◆ Given information
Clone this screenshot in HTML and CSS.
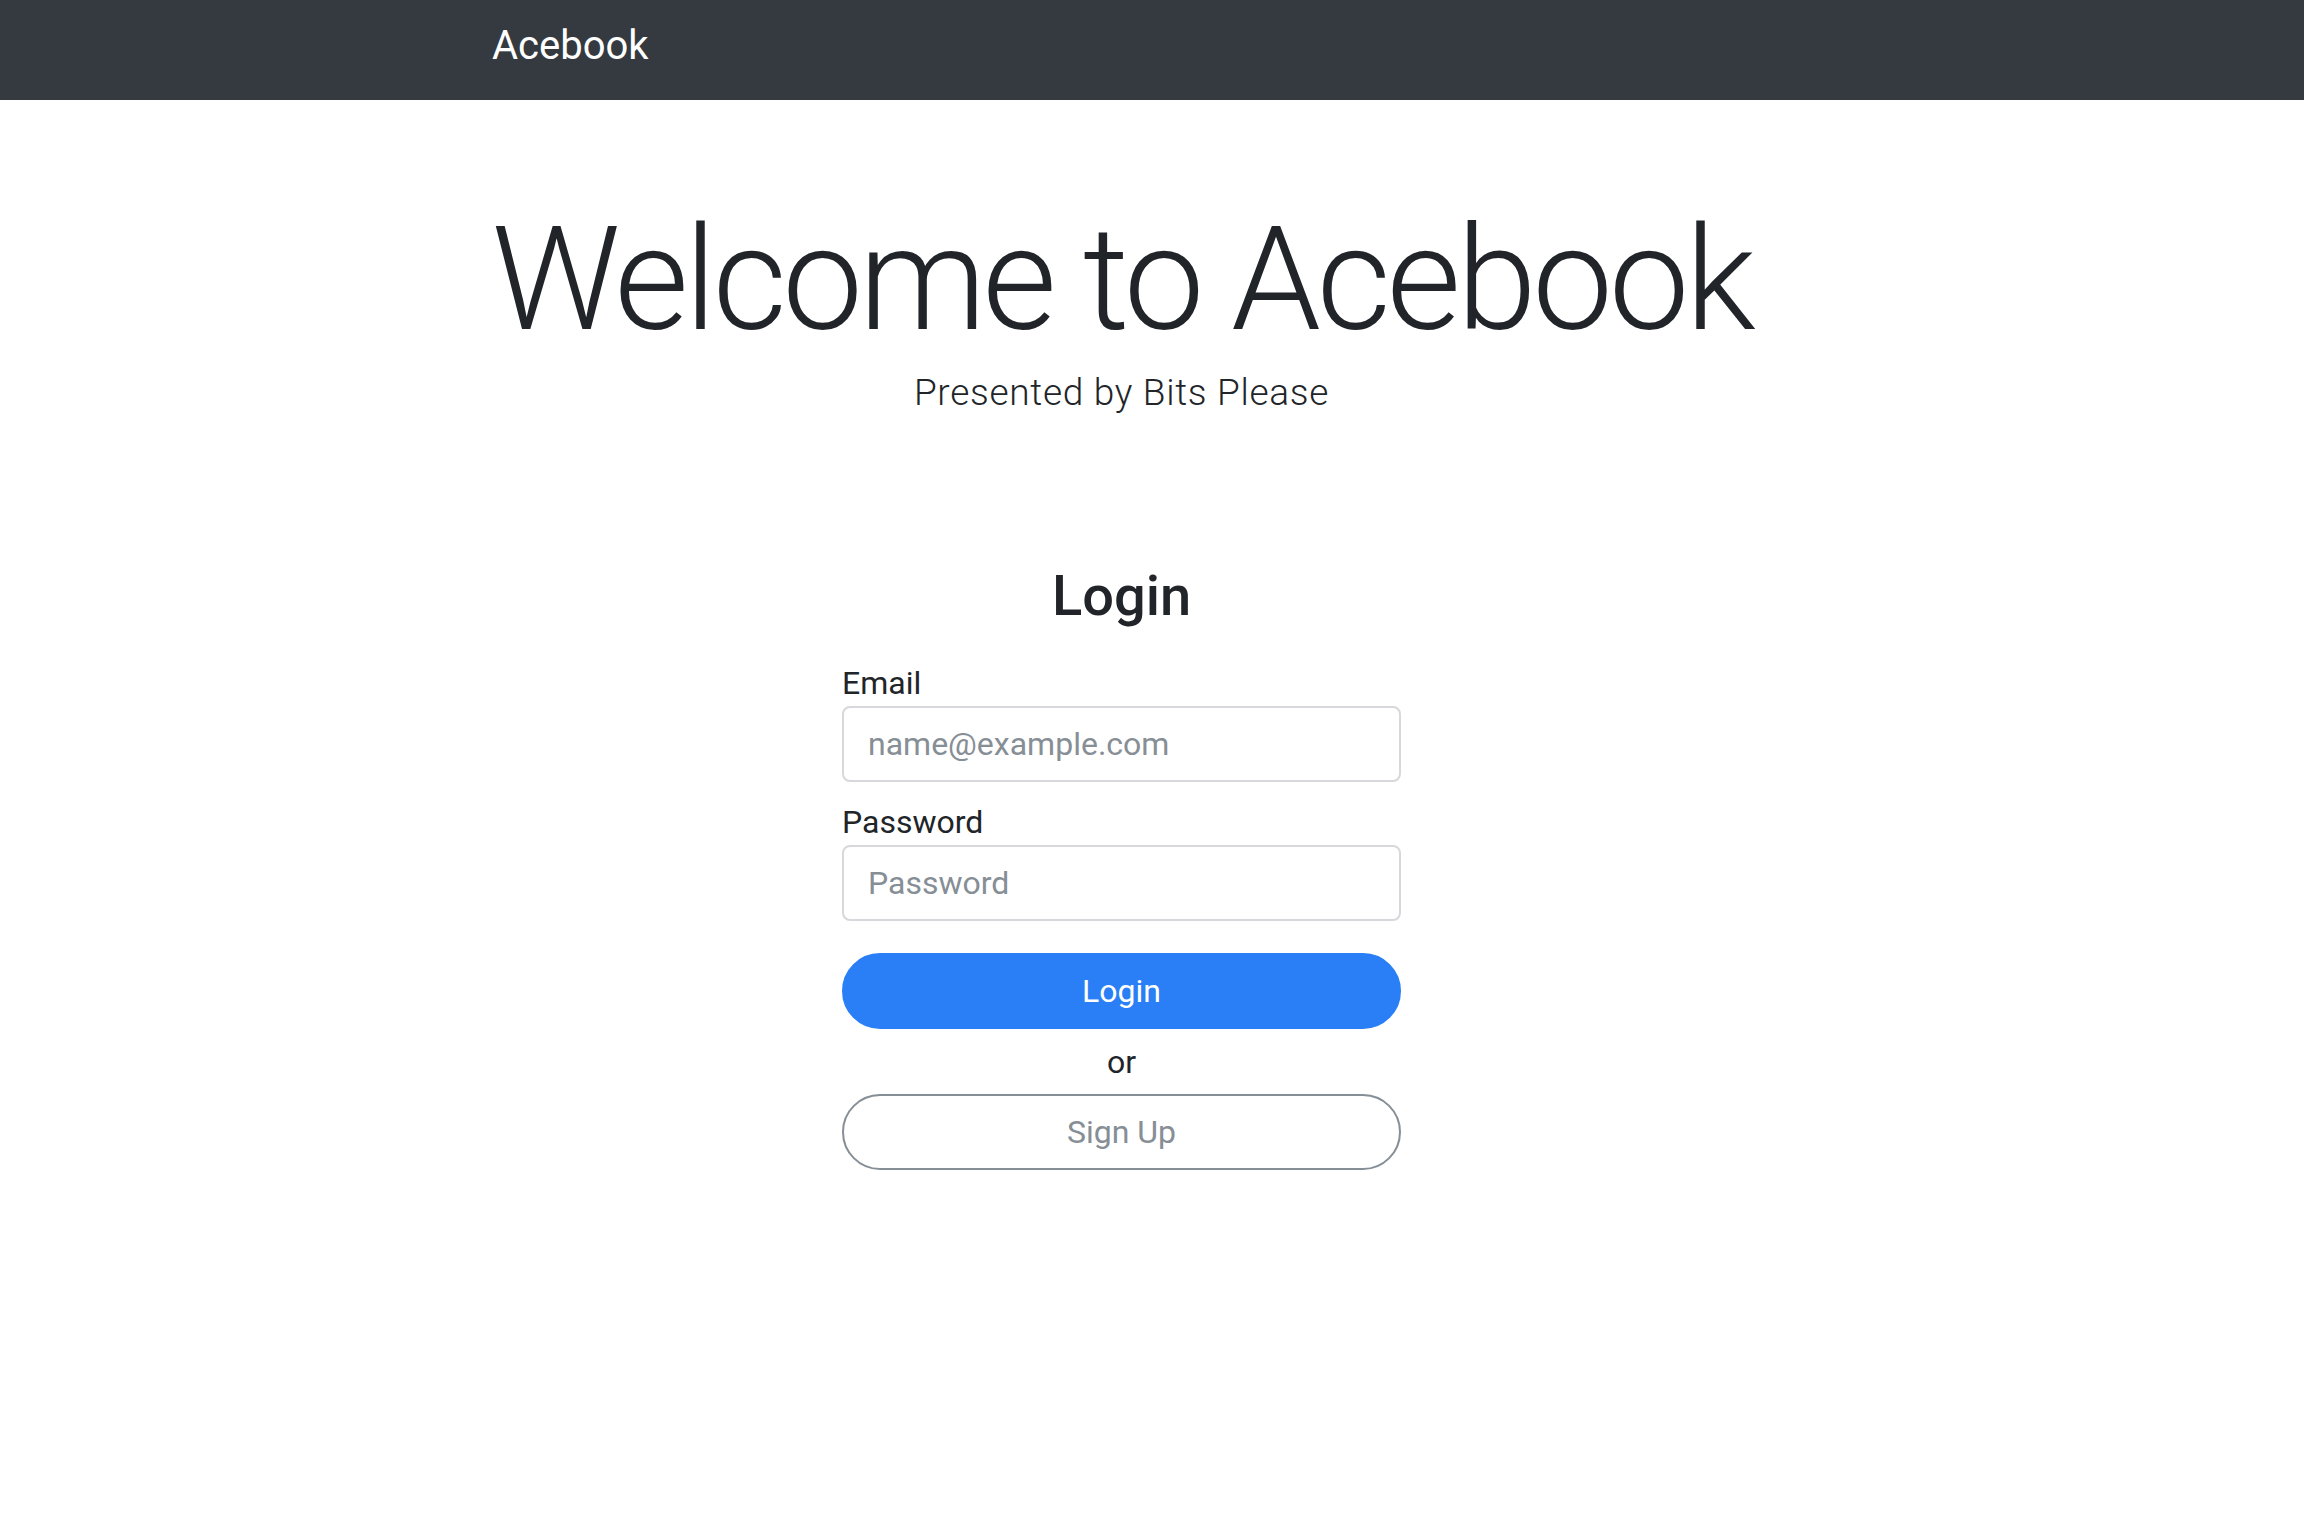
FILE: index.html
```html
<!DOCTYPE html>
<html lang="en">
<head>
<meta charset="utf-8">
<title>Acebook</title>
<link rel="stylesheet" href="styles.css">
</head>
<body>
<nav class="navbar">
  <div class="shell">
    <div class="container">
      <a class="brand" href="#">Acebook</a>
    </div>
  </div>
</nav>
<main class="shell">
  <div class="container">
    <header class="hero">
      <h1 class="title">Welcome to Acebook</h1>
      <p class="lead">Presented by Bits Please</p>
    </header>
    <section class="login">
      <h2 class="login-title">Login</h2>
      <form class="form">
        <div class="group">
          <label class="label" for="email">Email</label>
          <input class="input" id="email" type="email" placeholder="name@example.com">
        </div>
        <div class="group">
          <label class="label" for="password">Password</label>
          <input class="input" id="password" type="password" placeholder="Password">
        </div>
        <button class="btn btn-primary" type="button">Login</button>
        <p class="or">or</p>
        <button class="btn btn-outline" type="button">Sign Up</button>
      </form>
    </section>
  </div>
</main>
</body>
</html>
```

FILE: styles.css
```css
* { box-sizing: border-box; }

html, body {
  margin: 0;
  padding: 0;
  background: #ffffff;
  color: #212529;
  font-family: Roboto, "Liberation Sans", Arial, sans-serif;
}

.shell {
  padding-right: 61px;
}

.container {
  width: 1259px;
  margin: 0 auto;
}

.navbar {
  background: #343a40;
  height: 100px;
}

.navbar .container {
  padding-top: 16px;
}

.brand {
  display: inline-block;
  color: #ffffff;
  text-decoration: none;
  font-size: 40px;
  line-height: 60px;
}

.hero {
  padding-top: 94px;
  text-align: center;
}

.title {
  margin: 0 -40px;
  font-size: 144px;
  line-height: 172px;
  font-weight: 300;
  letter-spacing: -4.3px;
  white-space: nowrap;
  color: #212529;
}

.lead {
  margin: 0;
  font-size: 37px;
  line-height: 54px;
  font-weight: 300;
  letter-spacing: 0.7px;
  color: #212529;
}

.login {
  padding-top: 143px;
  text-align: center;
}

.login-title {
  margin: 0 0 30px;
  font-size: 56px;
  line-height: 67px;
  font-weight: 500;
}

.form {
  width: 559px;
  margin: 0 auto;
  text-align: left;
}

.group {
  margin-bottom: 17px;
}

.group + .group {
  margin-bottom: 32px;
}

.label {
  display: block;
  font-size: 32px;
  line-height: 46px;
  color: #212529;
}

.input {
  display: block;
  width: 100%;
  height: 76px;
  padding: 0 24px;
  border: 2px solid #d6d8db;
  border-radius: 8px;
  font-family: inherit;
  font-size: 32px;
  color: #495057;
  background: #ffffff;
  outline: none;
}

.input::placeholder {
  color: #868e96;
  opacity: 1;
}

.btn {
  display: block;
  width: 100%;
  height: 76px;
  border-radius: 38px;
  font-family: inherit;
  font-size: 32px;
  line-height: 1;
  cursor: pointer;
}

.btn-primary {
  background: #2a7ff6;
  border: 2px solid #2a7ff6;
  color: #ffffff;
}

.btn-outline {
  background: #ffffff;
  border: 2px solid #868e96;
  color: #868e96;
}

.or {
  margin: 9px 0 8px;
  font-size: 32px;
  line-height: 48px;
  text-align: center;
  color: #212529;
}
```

◆ Stated exercise
From the data above, write out everything exactly except the pictures.

◆ The reply
Clone this screenshot in HTML and CSS.
FILE: index.html
```html
<!DOCTYPE html>
<html lang="en">
<head>
<meta charset="utf-8">
<title>Acebook</title>
<link rel="stylesheet" href="styles.css">
</head>
<body>
<nav class="navbar">
  <div class="shell">
    <div class="container">
      <a class="brand" href="#">Acebook</a>
    </div>
  </div>
</nav>
<main class="shell">
  <div class="container">
    <header class="hero">
      <h1 class="title">Welcome to Acebook</h1>
      <p class="lead">Presented by Bits Please</p>
    </header>
    <section class="login">
      <h2 class="login-title">Login</h2>
      <form class="form">
        <div class="group">
          <label class="label" for="email">Email</label>
          <input class="input" id="email" type="email" placeholder="name@example.com">
        </div>
        <div class="group">
          <label class="label" for="password">Password</label>
          <input class="input" id="password" type="password" placeholder="Password">
        </div>
        <button class="btn btn-primary" type="button">Login</button>
        <p class="or">or</p>
        <button class="btn btn-outline" type="button">Sign Up</button>
      </form>
    </section>
  </div>
</main>
</body>
</html>
```

FILE: styles.css
```css
* { box-sizing: border-box; }

html, body {
  margin: 0;
  padding: 0;
  background: #ffffff;
  color: #212529;
  font-family: Roboto, "Liberation Sans", Arial, sans-serif;
}

.shell {
  padding-right: 61px;
}

.container {
  width: 1259px;
  margin: 0 auto;
}

.navbar {
  background: #343a40;
  height: 100px;
}

.navbar .container {
  padding-top: 16px;
}

.brand {
  display: inline-block;
  color: #ffffff;
  text-decoration: none;
  font-size: 40px;
  line-height: 60px;
}

.hero {
  padding-top: 94px;
  text-align: center;
}

.title {
  margin: 0 -40px;
  font-size: 144px;
  line-height: 172px;
  font-weight: 300;
  letter-spacing: -4.3px;
  white-space: nowrap;
  color: #212529;
}

.lead {
  margin: 0;
  font-size: 37px;
  line-height: 54px;
  font-weight: 300;
  letter-spacing: 0.7px;
  color: #212529;
}

.login {
  padding-top: 143px;
  text-align: center;
}

.login-title {
  margin: 0 0 30px;
  font-size: 56px;
  line-height: 67px;
  font-weight: 500;
}

.form {
  width: 559px;
  margin: 0 auto;
  text-align: left;
}

.group {
  margin-bottom: 17px;
}

.group + .group {
  margin-bottom: 32px;
}

.label {
  display: block;
  font-size: 32px;
  line-height: 46px;
  color: #212529;
}

.input {
  display: block;
  width: 100%;
  height: 76px;
  padding: 0 24px;
  border: 2px solid #d6d8db;
  border-radius: 8px;
  font-family: inherit;
  font-size: 32px;
  color: #495057;
  background: #ffffff;
  outline: none;
}

.input::placeholder {
  color: #868e96;
  opacity: 1;
}

.btn {
  display: block;
  width: 100%;
  height: 76px;
  border-radius: 38px;
  font-family: inherit;
  font-size: 32px;
  line-height: 1;
  cursor: pointer;
}

.btn-primary {
  background: #2a7ff6;
  border: 2px solid #2a7ff6;
  color: #ffffff;
}

.btn-outline {
  background: #ffffff;
  border: 2px solid #868e96;
  color: #868e96;
}

.or {
  margin: 9px 0 8px;
  font-size: 32px;
  line-height: 48px;
  text-align: center;
  color: #212529;
}
```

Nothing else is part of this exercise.